キャッシュ・フローの推移です。設備投資が必要になる製造業なので、投資CFが大きいんですが、それを上回る営業CFがあります。フリーCFは概ねプラスで推移しています。優秀ですね。
SBI証券より
株主還元
「配当性向40%を目安」としています。これまでは配当性向20〜40%でしたが、今期から変更されています。株主還元を強化していこうと言うことですね。
配当実績は10年から18年まで9期連続増配、翌19年は増配ストップするも非減配でした。流石に赤字だった20年12月期は減配となりました。ただ、赤字なので無配でも良かった所、160円⇒110円とマイルドな減配に留めています。過去の配当実績を見る限り、安定的な配当を実施したいとの経営陣の意思が感じられます。減配はありましたが、配当は2010年からの10年間で5倍に増えてる訳ですから普通に良いですね。株主還元に積極的な会社だと言えます。

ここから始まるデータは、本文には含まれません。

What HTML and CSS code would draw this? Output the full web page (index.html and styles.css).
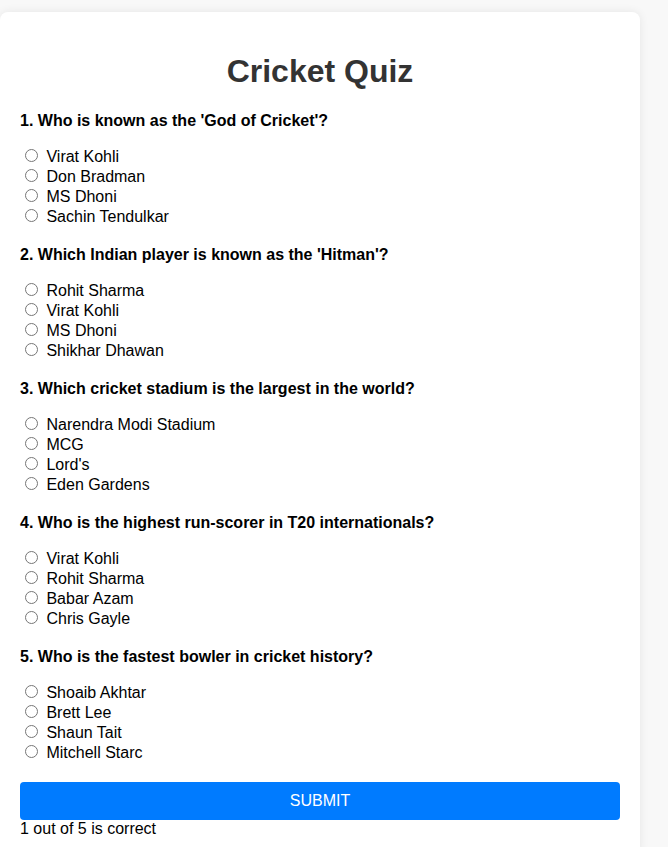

因みに、前に減配したのはリーマンショックのあった09年です。業績・株価と比べると値動きはマイルドですが、配当も外的要因の影響を受けて上下あると言うことですね。
SBI証券より
株価指標
ブリヂストンの10年チャート(株探より)
株価:4,613円(2021年5月13日終値)
PER:12.4倍
PBR:1.51倍
配当:130円(配当利回り:2.82%)
PER的には割安です。ミックス係数(PER×PBR)も18.72と割安水準とされる21を割れています。株価の方は3,000円~5,500円ぐらいのボックス相場が続いています。成熟企業であり株価がほとんど成長していないことを考えると、配当利回りはもうちょっと欲しいですね。財務は固いので、暴落時に拾って長期間保有するのが有効かと思います。
総評
コロナ禍の2020年には赤字転落・減配した様に、景気を始めとした外的要因に業績・株価が左右される景気敏感株です。稼ぐ力を表す営業利益率、ROEは製造業であることを考えると優秀な部類かと思います。財務面も良好です。
株主還元についても、赤字転落した2020年こそ減配しましたが、過去の配当実績を見ると安定的な配当を実施したいとの経営陣の意思が感じられ、株主還元に積極的な会社だと思います。
配当利回りは3%を切っており、もう少し株価が下落して高配当化したタイミングで狙ってみたい銘柄です。